→ **Exercise goal**: Skip the pictures and extract all of the lines exactly as written.

→ **Data block**:
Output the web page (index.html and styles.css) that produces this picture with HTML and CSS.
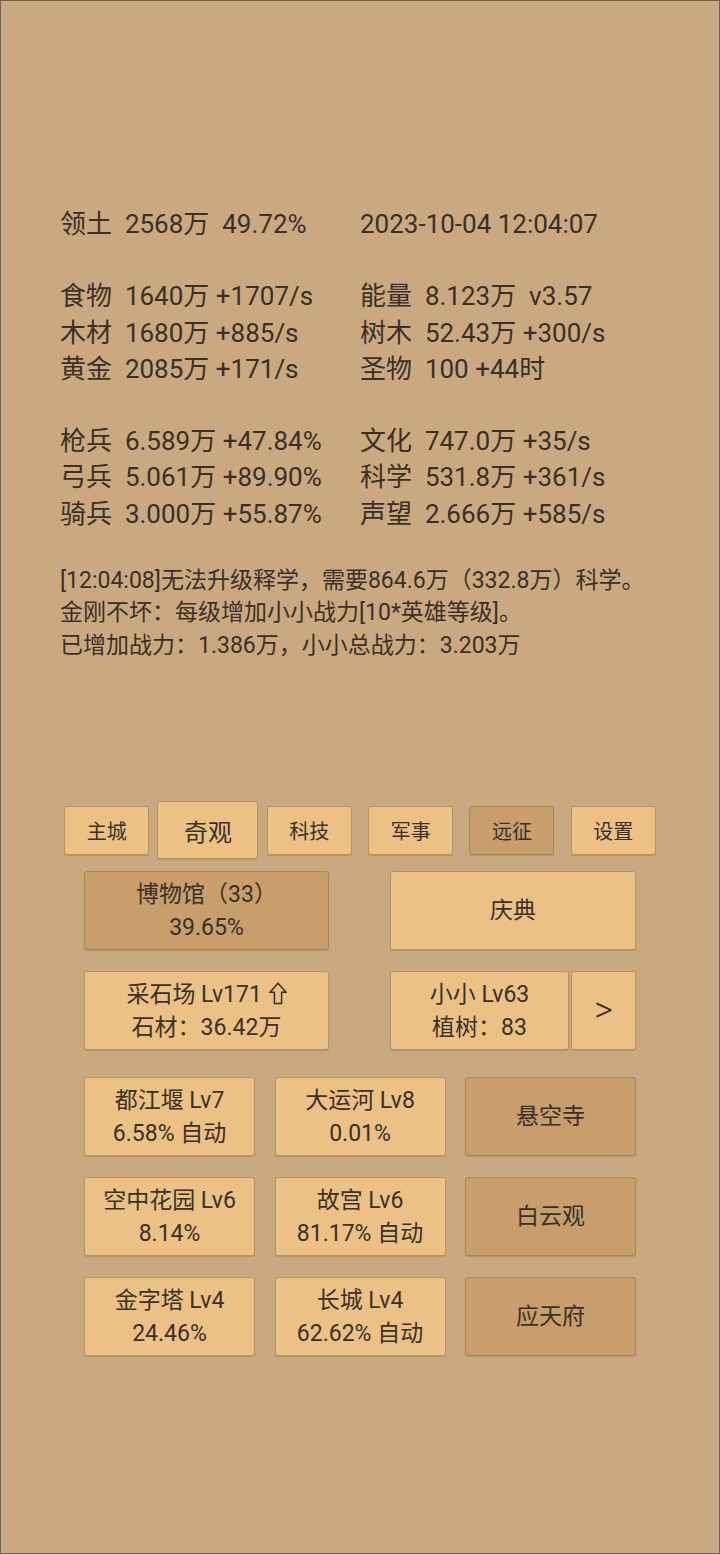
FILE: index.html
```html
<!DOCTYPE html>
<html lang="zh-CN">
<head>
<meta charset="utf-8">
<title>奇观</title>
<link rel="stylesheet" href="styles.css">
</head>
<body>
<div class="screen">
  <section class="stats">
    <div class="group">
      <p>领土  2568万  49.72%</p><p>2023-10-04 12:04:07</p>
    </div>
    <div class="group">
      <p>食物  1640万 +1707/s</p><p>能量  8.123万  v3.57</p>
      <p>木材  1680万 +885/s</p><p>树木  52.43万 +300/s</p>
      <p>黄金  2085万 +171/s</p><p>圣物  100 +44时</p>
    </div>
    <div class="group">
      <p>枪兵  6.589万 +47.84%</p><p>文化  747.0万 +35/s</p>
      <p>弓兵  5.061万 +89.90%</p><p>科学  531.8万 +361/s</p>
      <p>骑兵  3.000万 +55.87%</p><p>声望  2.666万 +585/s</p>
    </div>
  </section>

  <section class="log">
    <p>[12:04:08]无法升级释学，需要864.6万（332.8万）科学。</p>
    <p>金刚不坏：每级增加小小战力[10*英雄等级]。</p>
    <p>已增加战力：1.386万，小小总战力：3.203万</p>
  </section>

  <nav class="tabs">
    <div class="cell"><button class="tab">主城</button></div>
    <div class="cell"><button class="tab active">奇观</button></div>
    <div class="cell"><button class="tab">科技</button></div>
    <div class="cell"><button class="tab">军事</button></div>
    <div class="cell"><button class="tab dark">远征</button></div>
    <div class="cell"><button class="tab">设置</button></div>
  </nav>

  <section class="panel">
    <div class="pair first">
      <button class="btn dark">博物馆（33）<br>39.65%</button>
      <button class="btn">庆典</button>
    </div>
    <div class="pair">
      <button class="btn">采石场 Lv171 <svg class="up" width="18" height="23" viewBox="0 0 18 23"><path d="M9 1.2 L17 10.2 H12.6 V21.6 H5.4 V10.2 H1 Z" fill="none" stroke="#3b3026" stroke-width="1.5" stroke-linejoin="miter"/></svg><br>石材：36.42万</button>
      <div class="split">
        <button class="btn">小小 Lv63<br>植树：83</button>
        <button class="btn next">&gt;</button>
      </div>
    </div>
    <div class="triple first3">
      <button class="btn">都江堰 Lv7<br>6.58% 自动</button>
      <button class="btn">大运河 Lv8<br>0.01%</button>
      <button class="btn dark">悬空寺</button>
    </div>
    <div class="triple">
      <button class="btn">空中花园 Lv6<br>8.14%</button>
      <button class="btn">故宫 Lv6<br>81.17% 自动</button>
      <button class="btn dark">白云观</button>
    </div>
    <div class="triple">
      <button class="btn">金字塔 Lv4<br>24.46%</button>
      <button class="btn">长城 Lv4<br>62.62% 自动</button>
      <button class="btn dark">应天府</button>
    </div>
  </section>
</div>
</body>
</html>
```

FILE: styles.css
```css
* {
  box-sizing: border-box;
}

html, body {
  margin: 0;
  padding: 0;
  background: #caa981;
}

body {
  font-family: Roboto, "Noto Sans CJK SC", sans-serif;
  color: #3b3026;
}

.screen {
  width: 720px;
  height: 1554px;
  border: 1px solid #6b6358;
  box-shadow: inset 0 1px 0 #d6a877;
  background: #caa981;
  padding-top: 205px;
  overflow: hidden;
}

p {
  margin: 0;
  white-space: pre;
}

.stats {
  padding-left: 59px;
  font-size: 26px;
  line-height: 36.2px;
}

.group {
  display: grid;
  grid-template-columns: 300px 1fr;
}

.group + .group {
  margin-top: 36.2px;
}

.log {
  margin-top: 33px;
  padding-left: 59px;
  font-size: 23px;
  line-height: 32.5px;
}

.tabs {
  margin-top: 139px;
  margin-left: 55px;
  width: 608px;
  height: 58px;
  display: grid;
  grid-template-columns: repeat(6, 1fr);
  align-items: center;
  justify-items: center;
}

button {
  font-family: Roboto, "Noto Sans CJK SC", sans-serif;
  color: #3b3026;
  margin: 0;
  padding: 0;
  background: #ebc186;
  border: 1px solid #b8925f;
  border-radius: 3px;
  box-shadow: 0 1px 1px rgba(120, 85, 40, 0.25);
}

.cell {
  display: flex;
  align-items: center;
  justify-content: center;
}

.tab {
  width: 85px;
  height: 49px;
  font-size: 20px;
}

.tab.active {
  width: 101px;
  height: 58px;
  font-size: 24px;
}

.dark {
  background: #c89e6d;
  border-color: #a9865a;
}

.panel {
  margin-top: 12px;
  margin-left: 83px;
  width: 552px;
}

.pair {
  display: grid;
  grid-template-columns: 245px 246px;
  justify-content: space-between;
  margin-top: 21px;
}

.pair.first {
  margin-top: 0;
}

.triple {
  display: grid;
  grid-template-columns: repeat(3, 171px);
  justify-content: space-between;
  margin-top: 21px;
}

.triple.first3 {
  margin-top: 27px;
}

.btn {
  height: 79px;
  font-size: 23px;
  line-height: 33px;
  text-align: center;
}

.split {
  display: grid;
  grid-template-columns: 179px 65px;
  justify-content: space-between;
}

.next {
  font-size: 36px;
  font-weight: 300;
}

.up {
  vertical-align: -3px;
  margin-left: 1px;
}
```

→ **The answer**:
Output the web page (index.html and styles.css) that produces this picture with HTML and CSS.
FILE: index.html
```html
<!DOCTYPE html>
<html lang="zh-CN">
<head>
<meta charset="utf-8">
<title>奇观</title>
<link rel="stylesheet" href="styles.css">
</head>
<body>
<div class="screen">
  <section class="stats">
    <div class="group">
      <p>领土  2568万  49.72%</p><p>2023-10-04 12:04:07</p>
    </div>
    <div class="group">
      <p>食物  1640万 +1707/s</p><p>能量  8.123万  v3.57</p>
      <p>木材  1680万 +885/s</p><p>树木  52.43万 +300/s</p>
      <p>黄金  2085万 +171/s</p><p>圣物  100 +44时</p>
    </div>
    <div class="group">
      <p>枪兵  6.589万 +47.84%</p><p>文化  747.0万 +35/s</p>
      <p>弓兵  5.061万 +89.90%</p><p>科学  531.8万 +361/s</p>
      <p>骑兵  3.000万 +55.87%</p><p>声望  2.666万 +585/s</p>
    </div>
  </section>

  <section class="log">
    <p>[12:04:08]无法升级释学，需要864.6万（332.8万）科学。</p>
    <p>金刚不坏：每级增加小小战力[10*英雄等级]。</p>
    <p>已增加战力：1.386万，小小总战力：3.203万</p>
  </section>

  <nav class="tabs">
    <div class="cell"><button class="tab">主城</button></div>
    <div class="cell"><button class="tab active">奇观</button></div>
    <div class="cell"><button class="tab">科技</button></div>
    <div class="cell"><button class="tab">军事</button></div>
    <div class="cell"><button class="tab dark">远征</button></div>
    <div class="cell"><button class="tab">设置</button></div>
  </nav>

  <section class="panel">
    <div class="pair first">
      <button class="btn dark">博物馆（33）<br>39.65%</button>
      <button class="btn">庆典</button>
    </div>
    <div class="pair">
      <button class="btn">采石场 Lv171 <svg class="up" width="18" height="23" viewBox="0 0 18 23"><path d="M9 1.2 L17 10.2 H12.6 V21.6 H5.4 V10.2 H1 Z" fill="none" stroke="#3b3026" stroke-width="1.5" stroke-linejoin="miter"/></svg><br>石材：36.42万</button>
      <div class="split">
        <button class="btn">小小 Lv63<br>植树：83</button>
        <button class="btn next">&gt;</button>
      </div>
    </div>
    <div class="triple first3">
      <button class="btn">都江堰 Lv7<br>6.58% 自动</button>
      <button class="btn">大运河 Lv8<br>0.01%</button>
      <button class="btn dark">悬空寺</button>
    </div>
    <div class="triple">
      <button class="btn">空中花园 Lv6<br>8.14%</button>
      <button class="btn">故宫 Lv6<br>81.17% 自动</button>
      <button class="btn dark">白云观</button>
    </div>
    <div class="triple">
      <button class="btn">金字塔 Lv4<br>24.46%</button>
      <button class="btn">长城 Lv4<br>62.62% 自动</button>
      <button class="btn dark">应天府</button>
    </div>
  </section>
</div>
</body>
</html>
```

FILE: styles.css
```css
* {
  box-sizing: border-box;
}

html, body {
  margin: 0;
  padding: 0;
  background: #caa981;
}

body {
  font-family: Roboto, "Noto Sans CJK SC", sans-serif;
  color: #3b3026;
}

.screen {
  width: 720px;
  height: 1554px;
  border: 1px solid #6b6358;
  box-shadow: inset 0 1px 0 #d6a877;
  background: #caa981;
  padding-top: 205px;
  overflow: hidden;
}

p {
  margin: 0;
  white-space: pre;
}

.stats {
  padding-left: 59px;
  font-size: 26px;
  line-height: 36.2px;
}

.group {
  display: grid;
  grid-template-columns: 300px 1fr;
}

.group + .group {
  margin-top: 36.2px;
}

.log {
  margin-top: 33px;
  padding-left: 59px;
  font-size: 23px;
  line-height: 32.5px;
}

.tabs {
  margin-top: 139px;
  margin-left: 55px;
  width: 608px;
  height: 58px;
  display: grid;
  grid-template-columns: repeat(6, 1fr);
  align-items: center;
  justify-items: center;
}

button {
  font-family: Roboto, "Noto Sans CJK SC", sans-serif;
  color: #3b3026;
  margin: 0;
  padding: 0;
  background: #ebc186;
  border: 1px solid #b8925f;
  border-radius: 3px;
  box-shadow: 0 1px 1px rgba(120, 85, 40, 0.25);
}

.cell {
  display: flex;
  align-items: center;
  justify-content: center;
}

.tab {
  width: 85px;
  height: 49px;
  font-size: 20px;
}

.tab.active {
  width: 101px;
  height: 58px;
  font-size: 24px;
}

.dark {
  background: #c89e6d;
  border-color: #a9865a;
}

.panel {
  margin-top: 12px;
  margin-left: 83px;
  width: 552px;
}

.pair {
  display: grid;
  grid-template-columns: 245px 246px;
  justify-content: space-between;
  margin-top: 21px;
}

.pair.first {
  margin-top: 0;
}

.triple {
  display: grid;
  grid-template-columns: repeat(3, 171px);
  justify-content: space-between;
  margin-top: 21px;
}

.triple.first3 {
  margin-top: 27px;
}

.btn {
  height: 79px;
  font-size: 23px;
  line-height: 33px;
  text-align: center;
}

.split {
  display: grid;
  grid-template-columns: 179px 65px;
  justify-content: space-between;
}

.next {
  font-size: 36px;
  font-weight: 300;
}

.up {
  vertical-align: -3px;
  margin-left: 1px;
}
```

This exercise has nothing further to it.